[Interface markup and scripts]
= = = = =

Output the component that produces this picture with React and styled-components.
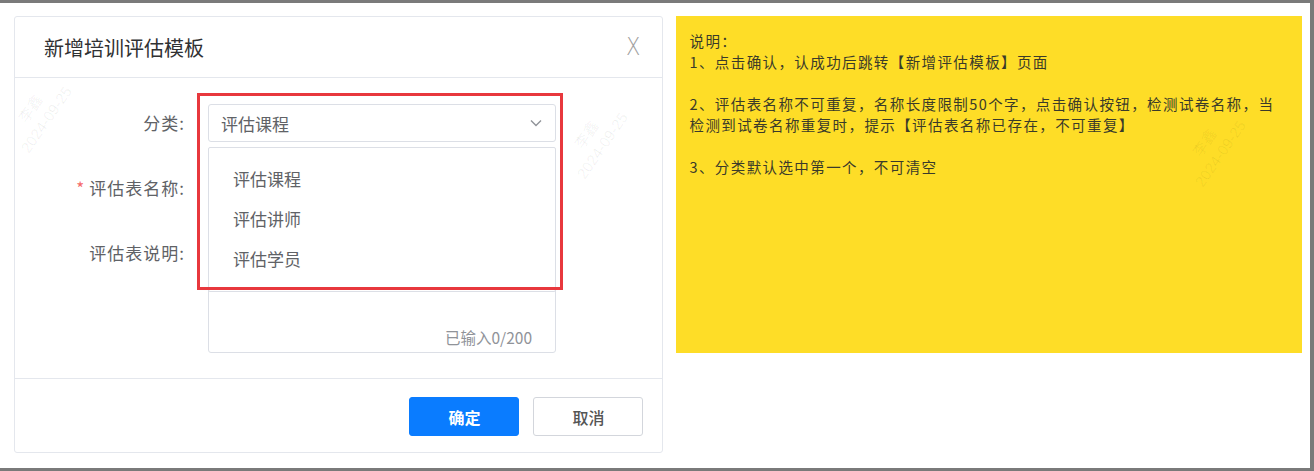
import styled, { createGlobalStyle } from 'styled-components';

const GlobalStyle = createGlobalStyle`
  html, body {
    margin: 0;
    padding: 0;
    background: #ffffff;
  }
  body {
    font-family: "Noto Sans CJK SC", "Noto Sans", sans-serif;
  }
`;

const notes = [
  '说明：',
  '1、点击确认，认成功后跳转【新增评估模板】页面',
  '',
  '2、评估表名称不可重复，名称长度限制50个字，点击确认按钮，检测试卷名称，当检测到试卷名称重复时，提示【评估表名称已存在，不可重复】',
  '',
  '3、分类默认选中第一个，不可清空',
];

const options = ['评估课程', '评估讲师', '评估学员'];

const marks = [
  { x: 0, y: 92 },
  { x: 556, y: 118 },
  { x: 1174, y: 126 },
];

export default function App() {
  return (
    <>
      <GlobalStyle />
      <Frame>
        {marks.map((m, i) => (
          <Watermark key={i} style={{ left: m.x, top: m.y }}>
            <span>李鑫</span>
            <span>2024-09-25</span>
          </Watermark>
        ))}
        <Card>
          <Header>
            <Title>新增培训评估模板</Title>
            <Close>X</Close>
          </Header>
          <Body>
            <Row>
              <Label>分类:</Label>
              <Select>
                <span>评估课程</span>
                <Chevron viewBox="0 0 16 16">
                  <path d="M3 5.5 L8 10.5 L13 5.5" />
                </Chevron>
              </Select>
            </Row>
            <Row>
              <Label><Star>*</Star>评估表名称:</Label>
              <Input />
            </Row>
            <Row>
              <Label>评估表说明:</Label>
              <TextArea>
                <Counter>已输入0/200</Counter>
              </TextArea>
            </Row>
            <Menu>
              {options.map((o) => (
                <MenuItem key={o}>{o}</MenuItem>
              ))}
            </Menu>
            <Highlight />
          </Body>
          <Footer>
            <Button $primary>确定</Button>
            <Button>取消</Button>
          </Footer>
        </Card>
        <Notes>
          {notes.map((line, i) => (
            <NoteLine key={i}>{line || '\u00a0'}</NoteLine>
          ))}
        </Notes>
      </Frame>
    </>
  );
}

const Frame = styled.div`
  position: relative;
  overflow: hidden;
  box-sizing: border-box;
  height: 471px;
  border-top: 3px solid #7a7a7a;
  border-right: 4px solid #7a7a7a;
  border-bottom: 3px solid #7a7a7a;
  padding: 13px 8px 0 14px;
  display: flex;
  align-items: flex-start;
  gap: 13px;
`;

const Watermark = styled.div`
  position: absolute;
  display: flex;
  flex-direction: column;
  align-items: center;
  transform: rotate(-55deg);
  color: rgba(0, 0, 0, 0.06);
  font-family: "Liberation Sans", "Noto Sans CJK SC", sans-serif;
  font-size: 15px;
  line-height: 19px;
  pointer-events: none;
  z-index: 5;
`;

const Card = styled.div`
  width: 650px;
  box-sizing: border-box;
  border: 1px solid #e4e7ed;
  border-radius: 3px;
  background: #fff;
`;

const Header = styled.div`
  height: 60px;
  border-bottom: 1px solid #e4e7ed;
  display: flex;
  align-items: center;
  justify-content: space-between;
  padding: 0 22px 0 29px;
`;

const Title = styled.div`
  font-size: 20px;
  color: #303133;
`;

const Close = styled.div`
  font-family: "DejaVu Sans", sans-serif;
  font-weight: 200;
  font-size: 21px;
  color: #a0a0a0;
  transform: scaleY(1.2);
`;

const Body = styled.div`
  position: relative;
  padding: 26px 0 25px;
  display: flex;
  flex-direction: column;
  gap: 27px;
  border-bottom: 1px solid #e4e7ed;
`;

const Row = styled.div`
  display: flex;
  align-items: flex-start;
  gap: 23px;
`;

const Label = styled.div`
  width: 170px;
  text-align: right;
  font-size: 17px;
  letter-spacing: 1px;
  line-height: 38px;
  color: #606266;
`;

const Star = styled.span`
  color: #f56c6c;
  margin-right: 4px;
`;

const Select = styled.div`
  width: 348px;
  height: 38px;
  box-sizing: border-box;
  border: 1px solid #dcdfe6;
  border-radius: 3px;
  display: flex;
  align-items: center;
  justify-content: space-between;
  padding: 0 11px 0 12px;
  font-size: 17px;
  color: #606266;
`;

const Chevron = styled.svg`
  width: 16px;
  height: 16px;
  fill: none;
  stroke: #909399;
  stroke-width: 1.4;
`;

const Input = styled.div`
  width: 348px;
  height: 38px;
  box-sizing: border-box;
  border: 1px solid #dcdfe6;
  border-radius: 3px;
`;

const TextArea = styled.div`
  width: 348px;
  height: 119px;
  box-sizing: border-box;
  border: 1px solid #dcdfe6;
  border-radius: 3px;
  display: flex;
  align-items: flex-end;
  justify-content: flex-end;
  padding: 0 23px 4px 0;
`;

const Counter = styled.span`
  font-size: 15.5px;
  color: #909399;
`;

const Menu = styled.div`
  position: absolute;
  left: 193px;
  top: 69px;
  width: 348px;
  box-sizing: border-box;
  padding: 11px 0 12px;
  background: #fff;
  border: 1px solid #dcdfe6;
  border-radius: 2px;
  z-index: 2;
`;

const MenuItem = styled.div`
  height: 40px;
  line-height: 40px;
  padding-left: 24px;
  font-size: 17px;
  color: #606266;
`;

const Highlight = styled.div`
  position: absolute;
  left: 182px;
  top: 15px;
  width: 366px;
  height: 197px;
  box-sizing: border-box;
  border: 3px solid #e8383d;
  z-index: 3;
`;

const Footer = styled.div`
  display: flex;
  justify-content: flex-end;
  gap: 14px;
  padding: 18px 19px 16px;
`;

const Button = styled.div`
  width: 110px;
  height: 39px;
  box-sizing: border-box;
  border-radius: 3px;
  display: flex;
  align-items: center;
  justify-content: center;
  font-size: 16px;
  font-weight: ${({ $primary }) => ($primary ? 700 : 500)};
  color: ${({ $primary }) => ($primary ? '#ffffff' : '#555555')};
  background: ${({ $primary }) => ($primary ? '#0a7cff' : '#ffffff')};
  border: 1px solid ${({ $primary }) => ($primary ? '#0a7cff' : '#d3d6dc')};
`;

const Notes = styled.div`
  width: 626px;
  height: 337px;
  box-sizing: border-box;
  background: #fedd27;
  padding: 14px 13px;
  font-size: 14.5px;
  letter-spacing: 1.4px;
  line-height: 21px;
  color: #3a3a2a;
`;

const NoteLine = styled.div``;
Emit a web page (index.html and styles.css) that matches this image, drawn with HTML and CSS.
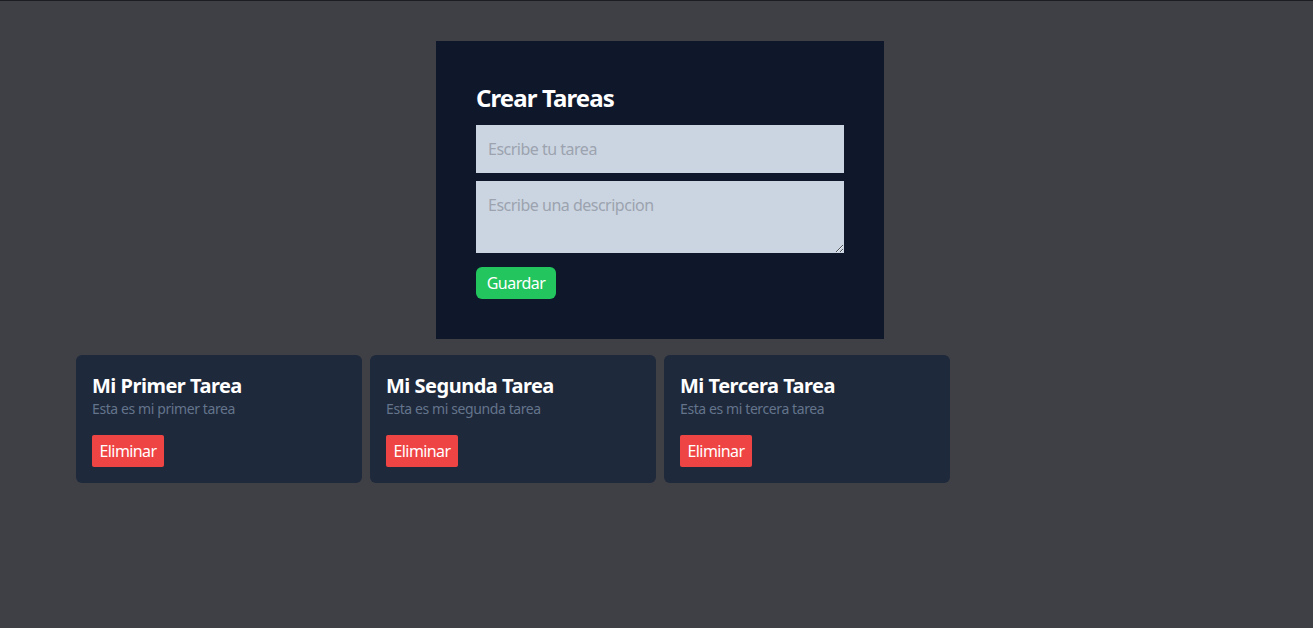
FILE: index.html
```html
<!DOCTYPE html>
<html lang="es">
<head>
<meta charset="utf-8">
<title>Tareas</title>
<link rel="stylesheet" href="styles.css">
</head>
<body>
<main class="page">
  <form class="task-form">
    <h1 class="form-title">Crear Tareas</h1>
    <input class="field" type="text" placeholder="Escribe tu tarea">
    <textarea class="field field-area" rows="2" placeholder="Escribe una descripcion"></textarea>
    <button type="button" class="btn-save">Guardar</button>
  </form>
  <section class="task-grid">
    <div class="task-card">
      <h2 class="task-title">Mi Primer Tarea</h2>
      <p class="task-desc">Esta es mi primer tarea</p>
      <button type="button" class="btn-delete">Eliminar</button>
    </div>
    <div class="task-card">
      <h2 class="task-title">Mi Segunda Tarea</h2>
      <p class="task-desc">Esta es mi segunda tarea</p>
      <button type="button" class="btn-delete">Eliminar</button>
    </div>
    <div class="task-card">
      <h2 class="task-title">Mi Tercera Tarea</h2>
      <p class="task-desc">Esta es mi tercera tarea</p>
      <button type="button" class="btn-delete">Eliminar</button>
    </div>
  </section>
</main>
</body>
</html>
```
FILE: styles.css
```css
* { box-sizing: border-box; }
html, body {
  margin: 0;
  padding: 0;
}
body {
  min-height: 100vh;
  background: #3f3f46;
  border-top: 1px solid #1c1c21;
  font-family: "Noto Sans", "Open Sans", sans-serif;
  color: #fff;
}
.page {
  width: 1168px;
  margin-left: 76px;
  padding-top: 40px;
}
.task-form {
  width: 448px;
  margin: 0 auto;
  background: #0f172a;
  padding: 40px;
}
.form-title {
  margin: 0 0 12px 0;
  padding-top: 1px;
  height: 32px;
  font-size: 24px;
  line-height: 32px;
  font-weight: 700;
  letter-spacing: -0.9px;
  color: #fff;
}
.field {
  display: block;
  width: 100%;
  background: #cbd5e1;
  border: 0;
  border-radius: 0;
  padding: 12px;
  margin: 0 0 8px 0;
  font-family: inherit;
  font-size: 16px;
  line-height: 24px;
  letter-spacing: -0.5px;
  color: #111;
  outline: none;
}
.field::placeholder { color: #9ca3af; }
.field-area {
  height: 72px;
  margin-bottom: 14px;
  resize: vertical;
}
.btn-save {
  display: block;
  width: 80px;
  background: #22c55e;
  color: #fff;
  border: 0;
  border-radius: 6px;
  padding: 4px 0;
  font-family: inherit;
  font-size: 16px;
  line-height: 24px;
  letter-spacing: -0.5px;
  text-align: center;
  cursor: pointer;
}
.task-grid {
  display: grid;
  grid-template-columns: repeat(4, 1fr);
  gap: 8px;
  margin-top: 16px;
}
.task-card {
  background: #1e293b;
  border-radius: 6px;
  padding: 16px;
}
.task-title {
  margin: 0;
  padding-top: 1px;
  height: 28px;
  font-size: 20px;
  line-height: 28px;
  font-weight: 700;
  letter-spacing: -0.5px;
  color: #fff;
}
.task-desc {
  margin: 0;
  font-size: 14px;
  line-height: 20px;
  letter-spacing: -0.4px;
  color: #64748b;
}
.btn-delete {
  display: block;
  width: 72px;
  margin-top: 16px;
  background: #ef4444;
  color: #fff;
  border: 0;
  border-radius: 2px;
  padding: 4px 0;
  font-family: inherit;
  font-size: 16px;
  line-height: 24px;
  letter-spacing: -0.6px;
  text-align: center;
  cursor: pointer;
}
```
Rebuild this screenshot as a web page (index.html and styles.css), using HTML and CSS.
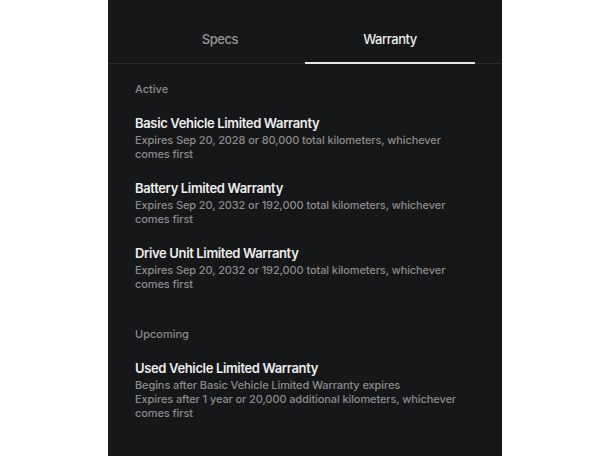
FILE: index.html
```html
<!DOCTYPE html>
<html>
<head>
<meta charset="utf-8">
<link rel="stylesheet" href="styles.css">
</head>
<body>
<div class="panel">
  <div class="tabs-wrap">
    <div class="tabs">
      <div class="tab">Specs</div>
      <div class="tab active">Warranty</div>
    </div>
  </div>
  <div class="content">
    <div class="section">
      <div class="label">Active</div>
      <div class="item">
        <div class="title">Basic Vehicle Limited Warranty</div>
        <div class="desc">Expires Sep 20, 2028 or 80,000 total kilometers, whichever comes first</div>
      </div>
      <div class="item">
        <div class="title">Battery Limited Warranty</div>
        <div class="desc">Expires Sep 20, 2032 or 192,000 total kilometers, whichever comes first</div>
      </div>
      <div class="item">
        <div class="title">Drive Unit Limited Warranty</div>
        <div class="desc">Expires Sep 20, 2032 or 192,000 total kilometers, whichever comes first</div>
      </div>
    </div>
    <div class="section">
      <div class="label">Upcoming</div>
      <div class="item">
        <div class="title">Used Vehicle Limited Warranty</div>
        <div class="desc">Begins after Basic Vehicle Limited Warranty expires</div>
        <div class="desc">Expires after 1 year or 20,000 additional kilometers, whichever comes first</div>
      </div>
    </div>
  </div>
</div>
</body>
</html>
```
FILE: styles.css
```css
html, body {
  margin: 0;
  padding: 0;
  background: #ffffff;
}
body {
  font-family: Inter, "Noto Sans", sans-serif;
  -webkit-font-smoothing: antialiased;
}
.panel {
  margin-left: 108px;
  width: 394px;
  height: 456px;
  background: #161719;
  overflow: hidden;
}
.tabs-wrap {
  border-bottom: 1px solid #2a2b2d;
}
.tabs {
  display: grid;
  grid-template-columns: 1fr 1fr;
  padding: 0 27px;
}
.tab {
  padding-top: 30px;
  padding-bottom: 14px;
  line-height: 18px;
  font-size: 13px;
  font-weight: 500;
  text-align: center;
  color: #959595;
  border-bottom: 2px solid transparent;
  margin-bottom: -1px;
  letter-spacing: -0.45px;
}
.tab.active {
  color: #ededed;
  border-bottom-color: #e6e6e6;
}
.content {
  padding: 18px 27px 0;
}
.section {
  display: flex;
  flex-direction: column;
  gap: 18px;
  margin-bottom: 36px;
}
.label {
  font-size: 11px;
  line-height: 14px;
  color: #8a8a8a;
  font-weight: 500;
}
.title {
  font-size: 13px;
  line-height: 18px;
  font-weight: 600;
  color: #ededed;
  margin-bottom: 1px;
  letter-spacing: -0.35px;
}
.desc {
  font-size: 11px;
  line-height: 14px;
  color: #8b8b8b;
  font-weight: 500;
  letter-spacing: -0.1px;
}
```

= = = = =

WHAT YOU HAVE TO DO -
Among the lines of the data, identify those with the word "that". Copy each of them.

RESULT FOR THIS TASK -
Output the component that produces this picture with React and styled-components.
Emit a web page (index.html and styles.css) that matches this image, drawn with HTML and CSS.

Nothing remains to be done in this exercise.